Feb. 21st, 2005

peterbirks: (Default)
Sad to hear this morning that Hunter S Thompson had killed himself. I suspect that he just got bored with it all. I first read Thompson's work in the mid 1970s when I picked up a copy of Hell's Angels in the old Compendium bookshop in Camden Town. Shortly after that I read Fear And Loathing on the Campaign Trail, and I realized that journalism did not have to be boring. For those unaware of the tale, Thompson had been assigned by Rolling Stone to cover "no-hoper" George McGovern. Ed Muskie was the front-runner and Thompson "broke" the news that Muskie was taking Ibogaine, which had in part caused Muskie's emotional outburst in a press conference after another paper made a remark about Muskie's wife. It was the end of Muskie's political career. But still no-one thought it would be McGovern who would win. There was Mayor John Lindsay, and Ed McCarthy from the 1968 campaign.

Thompson's record of this campaign was his greatest work, certainly superior to the vastly entertaining but hardly journalistic Fear And Loathing In Las Vegas.

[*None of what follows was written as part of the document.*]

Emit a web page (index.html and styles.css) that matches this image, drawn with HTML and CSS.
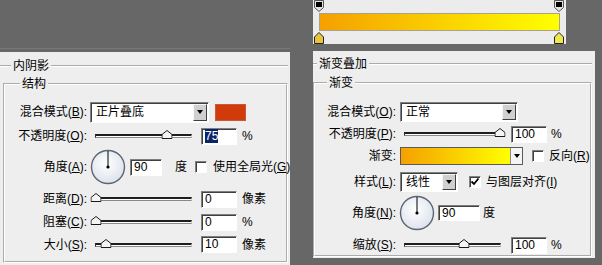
FILE: index.html
```html
<!DOCTYPE html>
<html lang="zh-CN">
<head>
<meta charset="utf-8">
<title>图层样式</title>
<link rel="stylesheet" href="styles.css">
</head>
<body>
<div class="lcol">
  <div class="panel left">
    <fieldset class="outer">
      <legend>内阴影</legend>
      <fieldset class="group">
        <legend>结构</legend>
        <div class="rows">
          <div class="row l1">
            <span class="lbl">混合模式(<u>B</u>):</span>
            <div class="dd dd-blend"><span class="dd-text">正片叠底</span><span class="dd-btn"></span></div>
            <span class="swatch"></span>
          </div>
          <div class="row l2">
            <span class="lbl">不透明度(<u>O</u>):</span>
            <div class="slider"><svg class="thumb" style="left:75%" width="11" height="9" viewBox="0 0 11 9"><path d="M5.5 .5 10.5 4.5V8.5H.5V4.5Z" fill="#f4f4f4" stroke="#1a1a1a"/></svg></div>
            <div class="field num"><span class="sel">75</span></div>
            <span class="unit">%</span>
          </div>
          <div class="row l3">
            <span class="lbl">角度(<u>A</u>):</span>
            <svg class="dial" width="36" height="36" viewBox="0 0 36 36"><defs><radialGradient id="dg1" cx="45%" cy="40%" r="60%"><stop offset="0" stop-color="#ffffff"/><stop offset="1" stop-color="#dde3ec"/></radialGradient></defs><circle cx="18" cy="18" r="16.5" fill="url(#dg1)" stroke="#5b6575" stroke-width="1.4"/><path d="M18 18V2" stroke="#000"/><circle cx="18" cy="18" r="1.6"/></svg>
            <div class="field ang"><span>90</span></div>
            <span class="deg">度</span>
            <span class="cb cb-global"></span>
            <span class="cbl">使用全局光(<u>G</u>)</span>
          </div>
          <div class="row l4">
            <span class="lbl">距离(<u>D</u>):</span>
            <div class="slider"><svg class="thumb" style="left:0%" width="11" height="9" viewBox="0 0 11 9"><path d="M5.5 .5 10.5 4.5V8.5H.5V4.5Z" fill="#f4f4f4" stroke="#1a1a1a"/></svg></div>
            <div class="field num"><span>0</span></div>
            <span class="unit">像素</span>
          </div>
          <div class="row l5">
            <span class="lbl">阻塞(<u>C</u>):</span>
            <div class="slider"><svg class="thumb" style="left:0%" width="11" height="9" viewBox="0 0 11 9"><path d="M5.5 .5 10.5 4.5V8.5H.5V4.5Z" fill="#f4f4f4" stroke="#1a1a1a"/></svg></div>
            <div class="field num"><span>0</span></div>
            <span class="unit">%</span>
          </div>
          <div class="row l6">
            <span class="lbl">大小(<u>S</u>):</span>
            <div class="slider"><svg class="thumb" style="left:10%" width="11" height="9" viewBox="0 0 11 9"><path d="M5.5 .5 10.5 4.5V8.5H.5V4.5Z" fill="#f4f4f4" stroke="#1a1a1a"/></svg></div>
            <div class="field num"><span>10</span></div>
            <span class="unit">像素</span>
          </div>
        </div>
      </fieldset>
    </fieldset>
  </div>
</div>

<div class="rcol">
  <div class="grad-editor">
    <div class="stops">
      <svg width="10" height="12" viewBox="0 0 10 12"><path d="M.5 .5H9.5V7.5L5 11.5 .5 7.5Z" fill="#e4e4e4" stroke="#555"/><rect x="2" y="2" width="6" height="5" fill="#000"/></svg>
      <svg width="10" height="12" viewBox="0 0 10 12"><path d="M.5 .5H9.5V7.5L5 11.5 .5 7.5Z" fill="#e4e4e4" stroke="#555"/><rect x="2" y="2" width="6" height="5" fill="#000"/></svg>
    </div>
    <div class="grad-bar"></div>
    <div class="stops">
      <svg width="10" height="12" viewBox="0 0 10 12"><path d="M5 .5 9.5 5V11.5H.5V5Z" fill="#e8c43c" stroke="#222"/></svg>
      <svg width="10" height="12" viewBox="0 0 10 12"><path d="M5 .5 9.5 5V11.5H.5V5Z" fill="#eee84a" stroke="#222"/></svg>
    </div>
  </div>

  <div class="panel right">
    <fieldset class="outer">
      <legend>渐变叠加</legend>
      <fieldset class="group">
        <legend>渐变</legend>
        <div class="rows">
          <div class="row r1">
            <span class="lbl">混合模式(<u>O</u>):</span>
            <div class="dd dd-normal"><span class="dd-text">正常</span><span class="dd-btn"></span></div>
          </div>
          <div class="row r2">
            <span class="lbl">不透明度(<u>P</u>):</span>
            <div class="slider"><svg class="thumb" style="left:100%" width="11" height="9" viewBox="0 0 11 9"><path d="M5.5 .5 10.5 4.5V8.5H.5V4.5Z" fill="#f4f4f4" stroke="#1a1a1a"/></svg></div>
            <div class="field num"><span>100</span></div>
            <span class="unit">%</span>
          </div>
          <div class="row r3">
            <span class="lbl">渐变:</span>
            <div class="grad-pick"><span class="grad-fill"></span><span class="grad-arrow"></span></div>
            <span class="cb cb-rev"></span>
            <span class="cbl">反向(<u>R</u>)</span>
          </div>
          <div class="row r4">
            <span class="lbl">样式(<u>L</u>):</span>
            <div class="dd dd-style"><span class="dd-text">线性</span><span class="dd-btn"></span></div>
            <span class="cb cb-align"><svg width="10" height="10" viewBox="0 0 10 10"><path d="M1.5 4.5 4 7 8.5 1.5" fill="none" stroke="#000" stroke-width="1.8"/></svg></span>
            <span class="cbl">与图层对齐(<u>I</u>)</span>
          </div>
          <div class="row r5">
            <span class="lbl">角度(<u>N</u>):</span>
            <svg class="dial" width="36" height="36" viewBox="0 0 36 36"><defs><radialGradient id="dg2" cx="45%" cy="40%" r="60%"><stop offset="0" stop-color="#ffffff"/><stop offset="1" stop-color="#dde3ec"/></radialGradient></defs><circle cx="18" cy="18" r="16.5" fill="url(#dg2)" stroke="#5b6575" stroke-width="1.4"/><path d="M18 18V2" stroke="#000"/><circle cx="18" cy="18" r="1.6"/></svg>
            <div class="field ang"><span>90</span></div>
            <span class="deg">度</span>
          </div>
          <div class="row r6">
            <span class="lbl">缩放(<u>S</u>):</span>
            <div class="slider"><svg class="thumb" style="left:62%" width="11" height="9" viewBox="0 0 11 9"><path d="M5.5 .5 10.5 4.5V8.5H.5V4.5Z" fill="#f4f4f4" stroke="#1a1a1a"/></svg></div>
            <div class="field num"><span>100</span></div>
            <span class="unit">%</span>
          </div>
        </div>
      </fieldset>
    </fieldset>
  </div>
</div>
</body>
</html>
```
FILE: styles.css
```css
* { box-sizing: border-box; }
html, body { margin: 0; }
body {
  width: 602px;
  height: 265px;
  overflow: hidden;
  background: #676767;
  font: 12px/16px "Liberation Sans", "Noto Sans CJK SC", sans-serif;
  color: #000;
  display: flex;
  align-items: flex-start;
}
u { text-decoration: underline; text-underline-offset: 1px; }

.lcol {
  margin-top: 48px;
  border-top: 1px solid #7a7a7a;
  padding-top: 3px;
}
.panel { background: #eeeeee; }
.left {
  width: 290px;
  height: 213px;
  padding: 6px 2px 0 0;
}
.rcol {
  margin-left: 23px;
  display: flex;
  flex-direction: column;
}
.right {
  width: 282px;
  height: 207px;
  margin-top: 7px;
  padding: 5px 3px 0 0;
}

fieldset {
  margin: 0;
  padding: 0;
  min-width: 0;
  border: 2px groove #ffffff;
}
legend { padding: 0 2px; line-height: 16px; }
.outer { border-width: 2px 0 0 0; }

.left .outer > legend { margin-left: 11px; }
.left .group { margin: 2px 0 0 3px; height: 187px; }
.left .group > legend { margin-left: 15px; }
.left .rows { padding-top: 9px; }
.left .lbl { width: 82px; margin-right: 3px; }

.right .outer > legend { margin-left: 4px; }
.right .group { margin: 3px 0 0 0; height: 182px; }
.right .group > legend { margin-left: 12px; }
.right .rows { padding-top: 10px; }
.right .lbl { width: 81px; margin-right: 4px; }

.row { display: flex; align-items: center; }
.lbl { flex: none; text-align: right; white-space: nowrap; }

.l1 { height: 22px; }
.l2 { height: 26px; }
.l3 { height: 36px; }
.l4 { height: 28px; }
.l5 { height: 18px; }
.l6 { height: 27px; }

.r1 { height: 22px; }
.r2 { height: 22px; }
.r3 { height: 22px; }
.r4 { height: 29px; }
.r5 { height: 33px; }
.r6 { height: 32px; }

/* sunken controls */
.field, .dd, .cb {
  background: #fff;
  border: 1px solid;
  border-color: #808080 #ffffff #ffffff #808080;
  box-shadow: inset 1px 1px 0 #404040;
  flex: none;
}
.field {
  height: 17px;
  padding-left: 3px;
  line-height: 14px;
  white-space: nowrap;
}
.field.num { width: 36px; margin-left: 9px; }
.right .field.num { width: 36px; margin-left: 10px; }
.field.ang { width: 32px; margin-left: 4px; }
.right .field.ang { width: 42px; height: 16px; margin-left: 3px; }
.sel { background: #0a246a; color: #fff; display: inline-block; line-height: 14px; }

.unit { margin-left: 5px; white-space: nowrap; }
.right .unit { margin-left: 4px; }
.deg { margin-left: 13px; }
.right .deg { margin-left: 3px; }

/* dropdowns */
.dd { display: flex; height: 21px; padding: 1px 1px 1px 2px; }
.dd-blend { width: 119px; }
.dd-normal { width: 118px; height: 20px; }
.dd-style { width: 58px; height: 20px; }
.dd-text { flex: 1; padding-left: 3px; line-height: 16px; white-space: nowrap; }
.dd-btn {
  width: 14px;
  background: #d0d0d0;
  border: 1px solid;
  border-color: #f6f6f6 #404040 #404040 #f6f6f6;
  display: flex;
  align-items: center;
  justify-content: center;
}
.dd-btn::after {
  content: "";
  border-top: 4px solid #000;
  border-left: 3.5px solid transparent;
  border-right: 3.5px solid transparent;
}

.swatch {
  width: 31px;
  height: 17px;
  margin-left: 6px;
  background: #d13b0b;
  border: 1px solid #c65a34;
}

/* sliders */
.slider {
  position: relative;
  flex: none;
  width: 97px;
  height: 4px;
  margin-left: 5px;
  background: #fff;
  border-top: 2px solid #1e1e1e;
  border-bottom: 1px solid #8a8a8a;
  border-left: 1px solid #333;
  border-right: 1px solid #cfcfcf;
}
.right .slider { margin-left: 4px; }
.thumb {
  position: absolute;
  top: -6px;
  transform: translateX(-50%);
  display: block;
}

/* dial */
.dial { flex: none; display: block; }
.right .dial { margin-left: -1px; }

/* checkboxes */
.cb {
  width: 12px;
  height: 12px;
  display: flex;
  align-items: center;
  justify-content: center;
}
.cb-global { margin-left: 8px; }
.cb-rev { margin-left: 9px; }
.cb-align { margin-left: 11px; }
.cbl { margin-left: 5px; white-space: nowrap; }
.cb-global + .cbl { margin-left: 6px; }

/* gradient picker row */
.grad-pick {
  flex: none;
  display: flex;
  width: 123px;
  height: 18px;
  border: 1px solid #5a5a5a;
  background: #fff;
}
.grad-fill {
  flex: 1;
  background: linear-gradient(90deg, #f5a000, #ffff00);
}
.grad-arrow {
  width: 12px;
  border-left: 1px solid #8a8a8a;
  background: #f4f4f4;
  display: flex;
  align-items: center;
  justify-content: center;
}
.grad-arrow::after {
  content: "";
  border-top: 4px solid #000;
  border-left: 3.5px solid transparent;
  border-right: 3.5px solid transparent;
}

/* gradient editor */
.grad-editor {
  width: 253px;
  height: 44px;
  background: #ececec;
  display: flex;
  flex-direction: column;
}
.stops {
  height: 12px;
  display: flex;
  justify-content: space-between;
  padding: 0 2px 0 1px;
}
.stops svg { display: block; }
.grad-bar {
  height: 18px;
  margin: 1px 6px 1px 6px;
  border: 1px solid #a8a090;
  background: linear-gradient(90deg, #f5a000, #ffff00);
}
```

The closest I came to Thompson was drinking with Ralph Steadman in 1980 or thereabouts in the Lamb in Lamb's Conduit Street. Mel Calman had a cartoonist shop opposite at the time and I had picked up a Steadman sketch of Taos in New Mexico for what now seems the insultingly cheap fifteen quid. Tony Holden was there and he knew Ralph, so the three of us decamped to the pub. He (Ralph) had not long returned from one of his mad forays into the dark heartland of the US with Thompson. That new Mexico picture is still on my wall, and I will think of Thompson when I look at it.

Of course, his best work was behind him, and he almost certainly knew it. But most of us would be grateful to have one great book in us. Thompson had three.